You are a joint heir with Christ. Whatever Christ has inherited because of his obedience, the obedience that we couldn't do. He was obedient to the whole law. He was obedient and he was righteous. And he took my death so that I could have his life.

And so his payment now is accounted unto me. He's. And if you're a believer today, not only am I forgiven, but I've received an eternal inheritance. I am joint heirs, co heirs with Jesus. Whatever belongs to Jesus now belongs to me.

Do you get that? His sacrifice has been greater because it produces a greater inheritance. My father died when I was 8 years old. I know I bring this up a lot. It's one of the most profound events that shaped who I am today.

When he passed away, he left a last will and testament. It wasn't a lot, but what he had, he set apart. And he wanted us. He wanted his children. I'm the oldest of four.

He wanted us to go to college. That was one of the things that he always talked to me about when I was a little boy. I want you to. I want you to be educated, right? And so he set aside some money.

Now, he'd been working for Sears and Roebuck, I think I've told you that before. And he was part of what they called a profit sharing plan where he could buy stock and the company would help. And so he put pretty much everything he had was in Sears stock. And I didn't know much about this when he passed, but as I became a teenager, my uncle, which was his twin brother, he was the president, as I've told you before, of the bank of Damascus. He was the executor of the estate.

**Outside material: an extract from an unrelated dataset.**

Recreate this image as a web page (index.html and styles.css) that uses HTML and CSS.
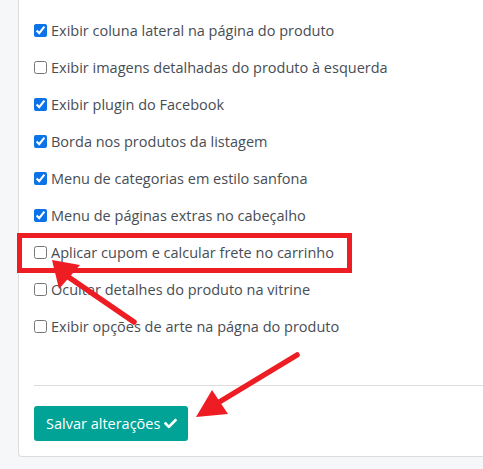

And so he'd invite me up from time to time to tell me how the education fund was doing that my father had left in his last will and testament. It was doing great. It was really doing great. So, you know, it looks like there's enough money here, it's accruing to where all of you can go to college without worrying about it. And I was like, well, praise the Lord, Uncle Clyde, that's great.

And then as the mid-70s came to pass and it was time for me to go to college, the will had said the first child, that was me gets to use up to all of it in order to go to school. But hopefully there's enough for the rest. But after I would finish school, I couldn't touch any of it. It would go to the next in the birth order. That was the way the will was written.

So the year before I went to college, we looked into it. Man, Sear stock was doing great. And I'm like, well, I'm gonna have to sell a little bit of that Sears stock, and then I'll go to college my first year for free. And I did that first year. I didn't get a student loan or anything.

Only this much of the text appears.